The kitchen where all this went down.
The family and I took little excursions to nearby towns and castles in the morning, one of which was the Grinzane castle. The area is located in the Barbera region and that is the prominent wine that is produced. The castle provided information on how this became a high production zone for these grapes and how such production has shaped the economy. We also went into Alba, the nearest semi-big-ish city, and visited a church and some shops. The trip was mostly to make a jewelry purchase for the Mom, but the kids and I scored some gelato out of the deal. Just what I needed, more dessert–at approximately 11:00 in the morning. I was happy to get out and moving as I was not totally sure how to keep the kids occupied at the house. There is of course the vineyard we could wander around in, chickens and ducks to visit in their pen, a toy Jeep for them to drive, and a random assortment of toys, but it’s hard to try to entertain kids when they just want to spend time with their parents, grandparents and aunt and uncle. This is why I feel I was completely unnecessary. I was so aware the whole time that I was a part of another family’s memory-making. I can’t help but wonder if they ever feel weird having a relative stranger apart of their holidays and vacations. I know it’s kind of strange for me. How do they think the rest of us manage on our own? I honestly just played with the kids while the parents sat and watched. Still hard for me to wrap my head around that.
That being said, I was given plenty of time to relax. After lunch I was free to do as I chose. Sometimes I would just lay outside in one of the lawn chairs and read/pass out in a food-induced coma. Everyday, save the last one, I did about an hour of yoga in my room. It was great to practice and stretch, something my body was in need of. I would then read or nap, or do both, usually until I heard 5 o’clock roll around downstairs. A couple times I ventured out for a walk around the land. When I left for my first outing they asked, “Do you know where to go?” Oh yes, I’ve just been Lewis&Clark-ing it up in my room, planning routes each night. No, I have no idea where I’m going, but that’s kind of the best part. I think the best way to get to know a city is by foot and to just go out and explore. So that’s what I did. On one particular day I had been gone for about 25 minutes when I heard the first crack of thunder. It only took 5 minutes for the sky to open and my person to become soaked. I made it back just as the hail began to fall and spent the remainder of the afternoon doing yoga with my windows open and the smell of rain filling the space. Again, another “once in a lifetime” moment.

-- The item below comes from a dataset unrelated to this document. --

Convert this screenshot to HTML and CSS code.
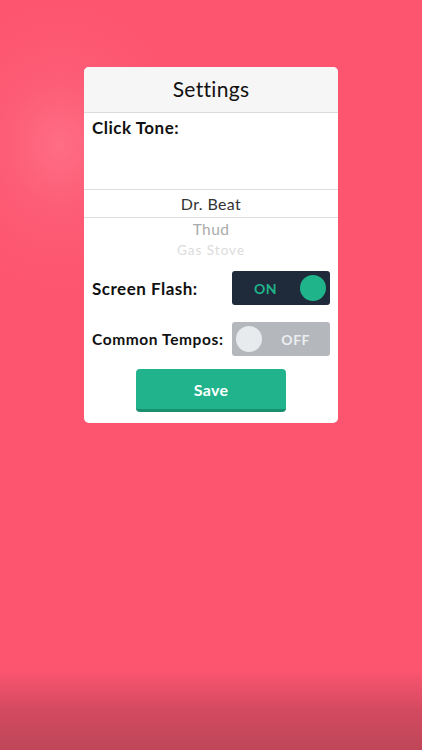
FILE: index.html
```html
<!DOCTYPE html>
<html>
<head>
<meta charset="utf-8">
<link rel="stylesheet" href="styles.css">
</head>
<body>
<div class="screen">
  <div class="card">
    <div class="header">Settings</div>
    <div class="tone">
      <div class="label big">Click Tone:</div>
    </div>
    <div class="picker">
      <div class="pick selected">Dr. Beat</div>
      <div class="pick second">Thud</div>
      <div class="pick third">Gas Stove</div>
    </div>
    <div class="row first-row">
      <div class="label big">Screen Flash:</div>
      <div class="toggle on"><span class="tlabel">ON</span><span class="knob"></span></div>
    </div>
    <div class="row second-row">
      <div class="label small">Common Tempos:</div>
      <div class="toggle off"><span class="knob"></span><span class="tlabel">OFF</span></div>
    </div>
    <div class="actions">
      <div class="save">Save</div>
    </div>
  </div>
</div>
</body>
</html>
```
FILE: styles.css
```css
html, body {
  margin: 0;
  padding: 0;
}
body {
  width: 422px;
  height: 750px;
  overflow: hidden;
  font-family: Lato, "Open Sans", sans-serif;
}
.screen {
  width: 422px;
  height: 750px;
  box-sizing: border-box;
  padding-top: 67px;
  background:
    linear-gradient(to bottom, rgba(150,50,70,0) 0px, rgba(150,50,70,0) 670px, rgba(160,60,75,0.45) 710px, rgba(170,65,80,0.75) 750px),
    radial-gradient(ellipse 120px 140px at 60px 145px, rgba(255,140,158,0.45) 0%, rgba(255,125,145,0.2) 45%, rgba(255,110,130,0) 100%),
    #fd5570;
}
.card {
  width: 254px;
  margin: 0 auto;
  background: #fff;
  border-radius: 5px;
  overflow: hidden;
}
.header {
  height: 46px;
  background: #f6f6f6;
  border-bottom: 1px solid #dcdcdc;
  display: flex;
  align-items: center;
  justify-content: center;
  font-size: 21px;
  color: #111;
  letter-spacing: 0.3px;
  padding-bottom: 2px;
  box-sizing: border-box;
}
.tone {
  height: 77px;
  box-sizing: border-box;
  padding: 4px 8px 0;
  border-bottom: 1px solid #dedede;
}
.label {
  color: #111;
  font-weight: 700;
}
.big {
  font-size: 17px;
  letter-spacing: 0.5px;
}
.small {
  font-size: 15.5px;
  letter-spacing: 0.6px;
}
.picker {
  height: 67px;
  overflow: hidden;
  text-align: center;
}
.pick {
  color: #333;
}
.selected {
  height: 27px;
  line-height: 27px;
  font-size: 16px;
  letter-spacing: 0.4px;
  border-bottom: 1px solid #dedede;
}
.second {
  height: 21px;
  line-height: 22px;
  font-size: 15.5px;
  letter-spacing: 0.4px;
  color: #ababab;
}
.third {
  height: 20px;
  line-height: 22px;
  font-size: 13.5px;
  color: #dcdcdc;
  letter-spacing: 1px;
}
.row {
  display: flex;
  align-items: center;
  justify-content: space-between;
  padding: 0 8px;
  height: 34px;
}
.first-row {
  margin-top: 14px;
}
.second-row {
  margin-top: 17px;
}
.toggle {
  width: 98px;
  height: 34px;
  border-radius: 3px;
  box-sizing: border-box;
  display: flex;
  align-items: center;
  justify-content: space-between;
  padding: 0 4px;
}
.toggle.on {
  background: #1f2b3b;
  padding-left: 22px;
}
.toggle.off {
  background: #b4b7bc;
  padding-right: 20px;
}
.knob {
  width: 26px;
  height: 26px;
  border-radius: 50%;
}
.on .knob {
  background: #20b48b;
}
.off .knob {
  background: #e8ebed;
}
.tlabel {
  font-size: 14px;
  font-weight: 700;
  letter-spacing: 0.5px;
}
.on .tlabel {
  color: #20b48b;
}
.off .tlabel {
  color: #eceef0;
}
.actions {
  display: flex;
  justify-content: center;
  padding: 13px 0 11px;
}
.save {
  width: 150px;
  height: 40px;
  box-sizing: content-box;
  background: #21b38b;
  border-bottom: 3px solid #1a8f70;
  border-radius: 4px;
  color: #fff;
  font-size: 16px;
  font-weight: 700;
  letter-spacing: 0.3px;
  display: flex;
  align-items: center;
  justify-content: center;
}
```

This is the view from my window. Tough life, right?
I wish I could say the ride home went as smoothly (barring the barf episode) as the ride there. I’m almost positive everyone in Switzerland was on the road coming home from holiday. A five hour journey turned into eight. The only thing holding me together was knowing that at some point in my life I would be back in my bed. As we were sitting in traffic, having essential Climbed Every Mountain in detours, I looked out my window to discover, could it be? SNOW! I had to close my eyes and focus on the music flowing in my ears. By midnight we were home, once again safe and sound. Overall, it was a good holiday and I managed to survive. We return again in October for the Truffle hunting season. Count me in!